----- Raw data
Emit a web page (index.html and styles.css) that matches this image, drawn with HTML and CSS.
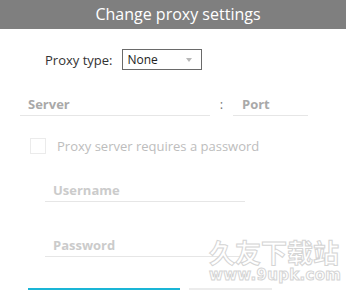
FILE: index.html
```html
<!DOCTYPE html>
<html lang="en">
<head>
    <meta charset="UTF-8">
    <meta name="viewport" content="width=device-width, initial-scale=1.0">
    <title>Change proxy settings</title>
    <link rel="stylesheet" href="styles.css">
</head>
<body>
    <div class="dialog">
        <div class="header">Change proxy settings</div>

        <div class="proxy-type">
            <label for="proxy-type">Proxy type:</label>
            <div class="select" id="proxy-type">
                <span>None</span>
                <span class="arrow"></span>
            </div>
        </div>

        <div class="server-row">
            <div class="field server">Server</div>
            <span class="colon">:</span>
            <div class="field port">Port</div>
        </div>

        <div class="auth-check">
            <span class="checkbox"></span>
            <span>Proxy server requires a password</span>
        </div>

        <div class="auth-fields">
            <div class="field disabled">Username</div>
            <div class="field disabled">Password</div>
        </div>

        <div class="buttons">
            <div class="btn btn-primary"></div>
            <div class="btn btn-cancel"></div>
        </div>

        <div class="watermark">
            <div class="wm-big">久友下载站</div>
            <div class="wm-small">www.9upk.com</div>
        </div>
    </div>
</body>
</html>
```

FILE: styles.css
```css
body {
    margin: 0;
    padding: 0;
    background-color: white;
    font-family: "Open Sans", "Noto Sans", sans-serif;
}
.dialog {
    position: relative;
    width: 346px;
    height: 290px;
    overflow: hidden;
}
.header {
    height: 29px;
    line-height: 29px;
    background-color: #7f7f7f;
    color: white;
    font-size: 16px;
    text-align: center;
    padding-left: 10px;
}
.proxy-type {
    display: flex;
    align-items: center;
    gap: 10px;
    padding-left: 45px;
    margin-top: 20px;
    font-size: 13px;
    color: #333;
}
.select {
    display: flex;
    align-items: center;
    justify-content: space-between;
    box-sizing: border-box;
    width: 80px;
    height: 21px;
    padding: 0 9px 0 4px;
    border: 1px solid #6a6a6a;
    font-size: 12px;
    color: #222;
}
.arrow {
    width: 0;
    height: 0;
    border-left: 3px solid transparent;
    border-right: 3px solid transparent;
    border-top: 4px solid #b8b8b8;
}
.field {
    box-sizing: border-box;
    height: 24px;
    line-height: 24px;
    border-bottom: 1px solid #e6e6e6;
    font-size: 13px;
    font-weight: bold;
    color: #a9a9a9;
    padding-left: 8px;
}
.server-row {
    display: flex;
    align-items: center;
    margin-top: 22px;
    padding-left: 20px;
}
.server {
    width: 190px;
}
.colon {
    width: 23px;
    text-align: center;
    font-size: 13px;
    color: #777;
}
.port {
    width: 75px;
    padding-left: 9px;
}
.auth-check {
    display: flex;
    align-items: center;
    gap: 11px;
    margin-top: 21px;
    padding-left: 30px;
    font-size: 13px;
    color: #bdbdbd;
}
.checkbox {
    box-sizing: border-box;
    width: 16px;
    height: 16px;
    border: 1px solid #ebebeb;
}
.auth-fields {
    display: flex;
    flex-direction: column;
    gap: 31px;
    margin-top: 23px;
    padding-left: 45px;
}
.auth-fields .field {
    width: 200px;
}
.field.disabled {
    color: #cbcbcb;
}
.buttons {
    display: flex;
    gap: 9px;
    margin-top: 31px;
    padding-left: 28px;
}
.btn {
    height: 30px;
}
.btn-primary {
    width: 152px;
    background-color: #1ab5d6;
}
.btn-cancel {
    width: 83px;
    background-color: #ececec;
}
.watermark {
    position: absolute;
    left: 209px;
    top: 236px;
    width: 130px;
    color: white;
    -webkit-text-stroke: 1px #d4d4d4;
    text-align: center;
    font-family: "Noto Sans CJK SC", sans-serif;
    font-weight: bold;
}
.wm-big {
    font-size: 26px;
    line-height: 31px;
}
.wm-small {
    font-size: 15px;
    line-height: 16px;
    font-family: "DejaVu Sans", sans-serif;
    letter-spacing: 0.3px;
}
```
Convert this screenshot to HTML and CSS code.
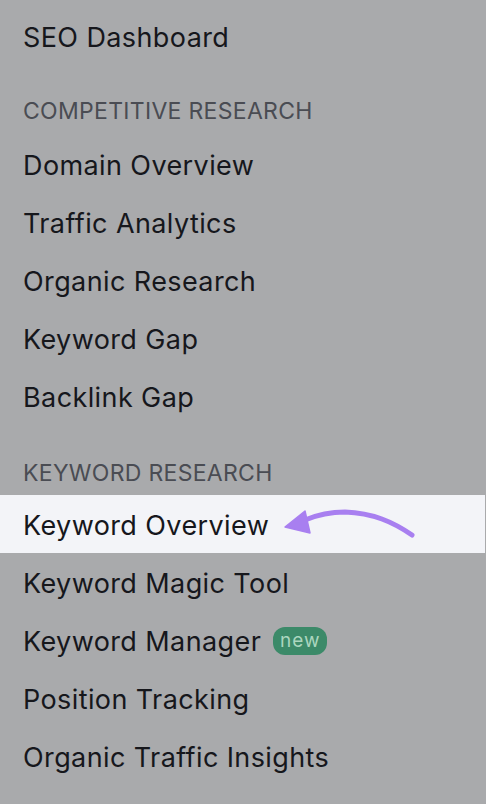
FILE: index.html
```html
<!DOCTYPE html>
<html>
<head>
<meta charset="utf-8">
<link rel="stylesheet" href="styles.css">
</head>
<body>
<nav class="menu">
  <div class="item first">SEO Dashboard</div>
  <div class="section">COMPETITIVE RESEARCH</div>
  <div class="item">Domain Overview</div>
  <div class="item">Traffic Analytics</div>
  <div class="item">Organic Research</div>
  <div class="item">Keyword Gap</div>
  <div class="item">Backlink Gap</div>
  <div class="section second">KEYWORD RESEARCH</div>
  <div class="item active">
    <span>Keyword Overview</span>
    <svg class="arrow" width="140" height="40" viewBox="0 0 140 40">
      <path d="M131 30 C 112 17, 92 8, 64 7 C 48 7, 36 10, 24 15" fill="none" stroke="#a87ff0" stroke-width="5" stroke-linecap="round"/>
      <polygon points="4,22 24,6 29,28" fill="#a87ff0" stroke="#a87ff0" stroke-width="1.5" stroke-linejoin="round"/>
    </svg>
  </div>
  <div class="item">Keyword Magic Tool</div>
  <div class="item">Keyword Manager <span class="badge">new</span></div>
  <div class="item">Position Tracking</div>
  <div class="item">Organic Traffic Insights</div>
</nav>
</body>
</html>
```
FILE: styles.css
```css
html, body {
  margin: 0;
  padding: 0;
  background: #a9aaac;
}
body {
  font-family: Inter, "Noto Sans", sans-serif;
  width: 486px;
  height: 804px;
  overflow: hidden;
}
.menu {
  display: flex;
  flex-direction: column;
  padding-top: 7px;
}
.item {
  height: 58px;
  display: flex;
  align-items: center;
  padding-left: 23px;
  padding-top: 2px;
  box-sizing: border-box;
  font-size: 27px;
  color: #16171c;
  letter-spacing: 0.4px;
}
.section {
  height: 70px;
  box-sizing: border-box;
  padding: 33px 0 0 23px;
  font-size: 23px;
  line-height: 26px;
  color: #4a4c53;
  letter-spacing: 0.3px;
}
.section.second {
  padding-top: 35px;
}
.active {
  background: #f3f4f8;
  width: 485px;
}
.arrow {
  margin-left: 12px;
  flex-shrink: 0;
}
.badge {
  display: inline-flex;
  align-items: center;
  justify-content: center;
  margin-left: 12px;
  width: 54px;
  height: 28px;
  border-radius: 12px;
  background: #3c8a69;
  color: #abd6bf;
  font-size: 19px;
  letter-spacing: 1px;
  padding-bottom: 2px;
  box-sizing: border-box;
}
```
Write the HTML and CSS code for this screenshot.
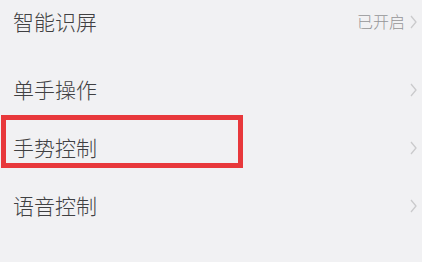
----------
- _Given problem_: Leave out the pictures and copy the rest of the material above exactly.

- _The solution_:
Emit a web page (index.html and styles.css) that matches this image, drawn with HTML and CSS.
FILE: index.html
```html
<!DOCTYPE html>
<html lang="en">
<head>
    <meta charset="UTF-8">
    <meta name="viewport" content="width=device-width, initial-scale=1.0">
    <title>Change proxy settings</title>
    <link rel="stylesheet" href="styles.css">
</head>
<body>
    <div class="dialog">
        <div class="header">Change proxy settings</div>

        <div class="proxy-type">
            <label for="proxy-type">Proxy type:</label>
            <div class="select" id="proxy-type">
                <span>None</span>
                <span class="arrow"></span>
            </div>
        </div>

        <div class="server-row">
            <div class="field server">Server</div>
            <span class="colon">:</span>
            <div class="field port">Port</div>
        </div>

        <div class="auth-check">
            <span class="checkbox"></span>
            <span>Proxy server requires a password</span>
        </div>

        <div class="auth-fields">
            <div class="field disabled">Username</div>
            <div class="field disabled">Password</div>
        </div>

        <div class="buttons">
            <div class="btn btn-primary"></div>
            <div class="btn btn-cancel"></div>
        </div>

        <div class="watermark">
            <div class="wm-big">久友下载站</div>
            <div class="wm-small">www.9upk.com</div>
        </div>
    </div>
</body>
</html>
```

FILE: styles.css
```css
body {
    margin: 0;
    padding: 0;
    background-color: white;
    font-family: "Open Sans", "Noto Sans", sans-serif;
}
.dialog {
    position: relative;
    width: 346px;
    height: 290px;
    overflow: hidden;
}
.header {
    height: 29px;
    line-height: 29px;
    background-color: #7f7f7f;
    color: white;
    font-size: 16px;
    text-align: center;
    padding-left: 10px;
}
.proxy-type {
    display: flex;
    align-items: center;
    gap: 10px;
    padding-left: 45px;
    margin-top: 20px;
    font-size: 13px;
    color: #333;
}
.select {
    display: flex;
    align-items: center;
    justify-content: space-between;
    box-sizing: border-box;
    width: 80px;
    height: 21px;
    padding: 0 9px 0 4px;
    border: 1px solid #6a6a6a;
    font-size: 12px;
    color: #222;
}
.arrow {
    width: 0;
    height: 0;
    border-left: 3px solid transparent;
    border-right: 3px solid transparent;
    border-top: 4px solid #b8b8b8;
}
.field {
    box-sizing: border-box;
    height: 24px;
    line-height: 24px;
    border-bottom: 1px solid #e6e6e6;
    font-size: 13px;
    font-weight: bold;
    color: #a9a9a9;
    padding-left: 8px;
}
.server-row {
    display: flex;
    align-items: center;
    margin-top: 22px;
    padding-left: 20px;
}
.server {
    width: 190px;
}
.colon {
    width: 23px;
    text-align: center;
    font-size: 13px;
    color: #777;
}
.port {
    width: 75px;
    padding-left: 9px;
}
.auth-check {
    display: flex;
    align-items: center;
    gap: 11px;
    margin-top: 21px;
    padding-left: 30px;
    font-size: 13px;
    color: #bdbdbd;
}
.checkbox {
    box-sizing: border-box;
    width: 16px;
    height: 16px;
    border: 1px solid #ebebeb;
}
.auth-fields {
    display: flex;
    flex-direction: column;
    gap: 31px;
    margin-top: 23px;
    padding-left: 45px;
}
.auth-fields .field {
    width: 200px;
}
.field.disabled {
    color: #cbcbcb;
}
.buttons {
    display: flex;
    gap: 9px;
    margin-top: 31px;
    padding-left: 28px;
}
.btn {
    height: 30px;
}
.btn-primary {
    width: 152px;
    background-color: #1ab5d6;
}
.btn-cancel {
    width: 83px;
    background-color: #ececec;
}
.watermark {
    position: absolute;
    left: 209px;
    top: 236px;
    width: 130px;
    color: white;
    -webkit-text-stroke: 1px #d4d4d4;
    text-align: center;
    font-family: "Noto Sans CJK SC", sans-serif;
    font-weight: bold;
}
.wm-big {
    font-size: 26px;
    line-height: 31px;
}
.wm-small {
    font-size: 15px;
    line-height: 16px;
    font-family: "DejaVu Sans", sans-serif;
    letter-spacing: 0.3px;
}
```
Convert this screenshot to HTML and CSS code.
FILE: index.html
```html
<!DOCTYPE html>
<html>
<head>
<meta charset="utf-8">
<link rel="stylesheet" href="styles.css">
</head>
<body>
<nav class="menu">
  <div class="item first">SEO Dashboard</div>
  <div class="section">COMPETITIVE RESEARCH</div>
  <div class="item">Domain Overview</div>
  <div class="item">Traffic Analytics</div>
  <div class="item">Organic Research</div>
  <div class="item">Keyword Gap</div>
  <div class="item">Backlink Gap</div>
  <div class="section second">KEYWORD RESEARCH</div>
  <div class="item active">
    <span>Keyword Overview</span>
    <svg class="arrow" width="140" height="40" viewBox="0 0 140 40">
      <path d="M131 30 C 112 17, 92 8, 64 7 C 48 7, 36 10, 24 15" fill="none" stroke="#a87ff0" stroke-width="5" stroke-linecap="round"/>
      <polygon points="4,22 24,6 29,28" fill="#a87ff0" stroke="#a87ff0" stroke-width="1.5" stroke-linejoin="round"/>
    </svg>
  </div>
  <div class="item">Keyword Magic Tool</div>
  <div class="item">Keyword Manager <span class="badge">new</span></div>
  <div class="item">Position Tracking</div>
  <div class="item">Organic Traffic Insights</div>
</nav>
</body>
</html>
```
FILE: styles.css
```css
html, body {
  margin: 0;
  padding: 0;
  background: #a9aaac;
}
body {
  font-family: Inter, "Noto Sans", sans-serif;
  width: 486px;
  height: 804px;
  overflow: hidden;
}
.menu {
  display: flex;
  flex-direction: column;
  padding-top: 7px;
}
.item {
  height: 58px;
  display: flex;
  align-items: center;
  padding-left: 23px;
  padding-top: 2px;
  box-sizing: border-box;
  font-size: 27px;
  color: #16171c;
  letter-spacing: 0.4px;
}
.section {
  height: 70px;
  box-sizing: border-box;
  padding: 33px 0 0 23px;
  font-size: 23px;
  line-height: 26px;
  color: #4a4c53;
  letter-spacing: 0.3px;
}
.section.second {
  padding-top: 35px;
}
.active {
  background: #f3f4f8;
  width: 485px;
}
.arrow {
  margin-left: 12px;
  flex-shrink: 0;
}
.badge {
  display: inline-flex;
  align-items: center;
  justify-content: center;
  margin-left: 12px;
  width: 54px;
  height: 28px;
  border-radius: 12px;
  background: #3c8a69;
  color: #abd6bf;
  font-size: 19px;
  letter-spacing: 1px;
  padding-bottom: 2px;
  box-sizing: border-box;
}
```
Write the HTML and CSS code for this screenshot.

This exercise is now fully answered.